Maybe then you’ll understand why the highlight of the New York trip for me occurred that night at the empty dive near Ground Zero, but it wasn’t shooting pool and definitely not eyeballing the poor lobsters. I was sitting at the table, away from everyone else and reading the opening page of Martin Preib’s essay, “The Wagon.” Bissell had slipped it to me earlier that evening, explaining that it had been written by a friend of his college roommate—not usually very promising. But, right away, there it was: a recognizable and remarkable new voice, someone who had spent years as a reader and working at his craft as a writer but never published in a national magazine. It was dark and morbidly focused, and yet the prose sang. Best of all, I had a place to share it—and you’ll find it here, in this issue. This is the real thrill, the rare privilege, I have as an editor.
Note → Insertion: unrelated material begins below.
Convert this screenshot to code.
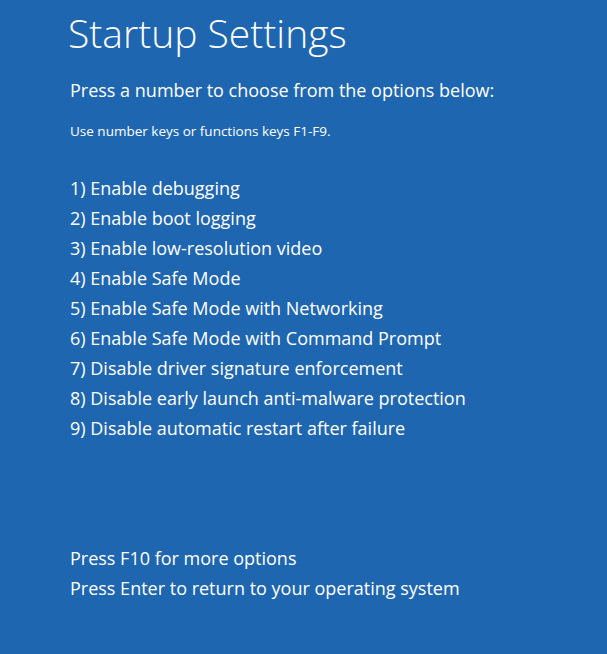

When I spoke to Preib by phone for the first time, he was calling from a copy shop in Chicago while on break from his normal duties as a cop. He wanted to know who else would be featured in this issue and, when I mentioned Gabriel García Márquez, his voice almost trembled. “I’ll be in the same issue with Márquez?” he asked and seemed to think it over for a minute. “That’s amazing.” I assured him that they belong in the issue together—and they do. Of course, I love bringing you, our readers, work by Nobel Laureates and Pulitzer Prize winners, but it’s the unheard voices, the writers whose lives we can change by offering our support and interest, who I’m most honored to have met, whether in person or on the page. I hope you will take the time to get to know them too.